━━ Data ━━
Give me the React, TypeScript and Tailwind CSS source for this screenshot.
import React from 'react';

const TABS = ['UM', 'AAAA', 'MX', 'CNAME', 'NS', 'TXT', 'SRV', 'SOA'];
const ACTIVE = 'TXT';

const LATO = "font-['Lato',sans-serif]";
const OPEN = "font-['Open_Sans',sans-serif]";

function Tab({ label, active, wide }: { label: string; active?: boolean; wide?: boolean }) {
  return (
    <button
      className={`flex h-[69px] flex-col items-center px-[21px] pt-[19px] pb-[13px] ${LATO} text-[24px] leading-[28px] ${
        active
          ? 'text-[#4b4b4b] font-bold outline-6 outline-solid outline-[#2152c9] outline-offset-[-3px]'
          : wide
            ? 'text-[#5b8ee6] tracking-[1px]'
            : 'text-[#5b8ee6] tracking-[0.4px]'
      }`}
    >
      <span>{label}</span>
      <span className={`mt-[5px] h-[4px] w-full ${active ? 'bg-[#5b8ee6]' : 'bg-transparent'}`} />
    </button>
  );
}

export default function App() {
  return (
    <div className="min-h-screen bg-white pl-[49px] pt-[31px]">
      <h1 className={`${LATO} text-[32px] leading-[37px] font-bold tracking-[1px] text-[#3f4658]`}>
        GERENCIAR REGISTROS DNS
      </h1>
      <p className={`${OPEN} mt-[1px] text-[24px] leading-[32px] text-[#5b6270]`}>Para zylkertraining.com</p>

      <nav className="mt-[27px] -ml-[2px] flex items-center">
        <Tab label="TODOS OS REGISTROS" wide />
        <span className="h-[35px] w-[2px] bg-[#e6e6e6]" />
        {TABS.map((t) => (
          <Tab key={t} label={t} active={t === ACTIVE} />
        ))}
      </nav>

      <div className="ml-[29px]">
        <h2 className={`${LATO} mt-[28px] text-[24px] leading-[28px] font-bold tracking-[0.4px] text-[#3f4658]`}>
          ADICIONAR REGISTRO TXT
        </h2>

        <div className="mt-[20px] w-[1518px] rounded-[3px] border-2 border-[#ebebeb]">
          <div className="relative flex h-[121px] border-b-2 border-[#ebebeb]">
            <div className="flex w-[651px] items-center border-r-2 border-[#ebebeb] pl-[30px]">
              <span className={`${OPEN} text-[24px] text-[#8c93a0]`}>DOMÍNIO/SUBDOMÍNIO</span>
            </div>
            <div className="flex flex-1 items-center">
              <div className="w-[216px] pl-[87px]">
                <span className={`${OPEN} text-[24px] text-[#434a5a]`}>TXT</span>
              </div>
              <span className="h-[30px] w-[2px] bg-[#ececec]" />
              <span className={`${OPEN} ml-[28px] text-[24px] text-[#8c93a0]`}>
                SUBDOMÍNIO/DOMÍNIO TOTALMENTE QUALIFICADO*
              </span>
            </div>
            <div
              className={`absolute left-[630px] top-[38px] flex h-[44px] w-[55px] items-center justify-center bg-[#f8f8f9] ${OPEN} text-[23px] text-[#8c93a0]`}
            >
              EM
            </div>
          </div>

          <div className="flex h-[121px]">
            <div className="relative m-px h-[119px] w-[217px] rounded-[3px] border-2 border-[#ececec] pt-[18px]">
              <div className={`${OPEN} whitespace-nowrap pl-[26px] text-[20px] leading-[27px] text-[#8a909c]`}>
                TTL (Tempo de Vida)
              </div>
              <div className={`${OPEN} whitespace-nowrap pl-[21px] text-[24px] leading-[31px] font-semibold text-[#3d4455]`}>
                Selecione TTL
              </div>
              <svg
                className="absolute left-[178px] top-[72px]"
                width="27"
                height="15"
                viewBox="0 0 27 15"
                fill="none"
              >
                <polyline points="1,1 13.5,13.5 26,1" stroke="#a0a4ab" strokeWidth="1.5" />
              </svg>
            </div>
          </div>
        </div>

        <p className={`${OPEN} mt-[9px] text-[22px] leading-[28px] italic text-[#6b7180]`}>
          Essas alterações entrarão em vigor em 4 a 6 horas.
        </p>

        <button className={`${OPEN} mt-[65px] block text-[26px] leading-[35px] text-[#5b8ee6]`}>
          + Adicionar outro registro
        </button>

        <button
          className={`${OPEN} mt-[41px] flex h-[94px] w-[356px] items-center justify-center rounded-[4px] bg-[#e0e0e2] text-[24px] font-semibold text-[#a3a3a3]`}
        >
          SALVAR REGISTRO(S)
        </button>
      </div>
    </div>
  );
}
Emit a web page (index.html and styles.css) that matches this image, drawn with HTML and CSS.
━━━
• [Set task] Recopy all the lines exactly as they appear.

• [Problem solution]
Give me the React, TypeScript and Tailwind CSS source for this screenshot.
import React from 'react';

const TABS = ['UM', 'AAAA', 'MX', 'CNAME', 'NS', 'TXT', 'SRV', 'SOA'];
const ACTIVE = 'TXT';

const LATO = "font-['Lato',sans-serif]";
const OPEN = "font-['Open_Sans',sans-serif]";

function Tab({ label, active, wide }: { label: string; active?: boolean; wide?: boolean }) {
  return (
    <button
      className={`flex h-[69px] flex-col items-center px-[21px] pt-[19px] pb-[13px] ${LATO} text-[24px] leading-[28px] ${
        active
          ? 'text-[#4b4b4b] font-bold outline-6 outline-solid outline-[#2152c9] outline-offset-[-3px]'
          : wide
            ? 'text-[#5b8ee6] tracking-[1px]'
            : 'text-[#5b8ee6] tracking-[0.4px]'
      }`}
    >
      <span>{label}</span>
      <span className={`mt-[5px] h-[4px] w-full ${active ? 'bg-[#5b8ee6]' : 'bg-transparent'}`} />
    </button>
  );
}

export default function App() {
  return (
    <div className="min-h-screen bg-white pl-[49px] pt-[31px]">
      <h1 className={`${LATO} text-[32px] leading-[37px] font-bold tracking-[1px] text-[#3f4658]`}>
        GERENCIAR REGISTROS DNS
      </h1>
      <p className={`${OPEN} mt-[1px] text-[24px] leading-[32px] text-[#5b6270]`}>Para zylkertraining.com</p>

      <nav className="mt-[27px] -ml-[2px] flex items-center">
        <Tab label="TODOS OS REGISTROS" wide />
        <span className="h-[35px] w-[2px] bg-[#e6e6e6]" />
        {TABS.map((t) => (
          <Tab key={t} label={t} active={t === ACTIVE} />
        ))}
      </nav>

      <div className="ml-[29px]">
        <h2 className={`${LATO} mt-[28px] text-[24px] leading-[28px] font-bold tracking-[0.4px] text-[#3f4658]`}>
          ADICIONAR REGISTRO TXT
        </h2>

        <div className="mt-[20px] w-[1518px] rounded-[3px] border-2 border-[#ebebeb]">
          <div className="relative flex h-[121px] border-b-2 border-[#ebebeb]">
            <div className="flex w-[651px] items-center border-r-2 border-[#ebebeb] pl-[30px]">
              <span className={`${OPEN} text-[24px] text-[#8c93a0]`}>DOMÍNIO/SUBDOMÍNIO</span>
            </div>
            <div className="flex flex-1 items-center">
              <div className="w-[216px] pl-[87px]">
                <span className={`${OPEN} text-[24px] text-[#434a5a]`}>TXT</span>
              </div>
              <span className="h-[30px] w-[2px] bg-[#ececec]" />
              <span className={`${OPEN} ml-[28px] text-[24px] text-[#8c93a0]`}>
                SUBDOMÍNIO/DOMÍNIO TOTALMENTE QUALIFICADO*
              </span>
            </div>
            <div
              className={`absolute left-[630px] top-[38px] flex h-[44px] w-[55px] items-center justify-center bg-[#f8f8f9] ${OPEN} text-[23px] text-[#8c93a0]`}
            >
              EM
            </div>
          </div>

          <div className="flex h-[121px]">
            <div className="relative m-px h-[119px] w-[217px] rounded-[3px] border-2 border-[#ececec] pt-[18px]">
              <div className={`${OPEN} whitespace-nowrap pl-[26px] text-[20px] leading-[27px] text-[#8a909c]`}>
                TTL (Tempo de Vida)
              </div>
              <div className={`${OPEN} whitespace-nowrap pl-[21px] text-[24px] leading-[31px] font-semibold text-[#3d4455]`}>
                Selecione TTL
              </div>
              <svg
                className="absolute left-[178px] top-[72px]"
                width="27"
                height="15"
                viewBox="0 0 27 15"
                fill="none"
              >
                <polyline points="1,1 13.5,13.5 26,1" stroke="#a0a4ab" strokeWidth="1.5" />
              </svg>
            </div>
          </div>
        </div>

        <p className={`${OPEN} mt-[9px] text-[22px] leading-[28px] italic text-[#6b7180]`}>
          Essas alterações entrarão em vigor em 4 a 6 horas.
        </p>

        <button className={`${OPEN} mt-[65px] block text-[26px] leading-[35px] text-[#5b8ee6]`}>
          + Adicionar outro registro
        </button>

        <button
          className={`${OPEN} mt-[41px] flex h-[94px] w-[356px] items-center justify-center rounded-[4px] bg-[#e0e0e2] text-[24px] font-semibold text-[#a3a3a3]`}
        >
          SALVAR REGISTRO(S)
        </button>
      </div>
    </div>
  );
}
Emit a web page (index.html and styles.css) that matches this image, drawn with HTML and CSS.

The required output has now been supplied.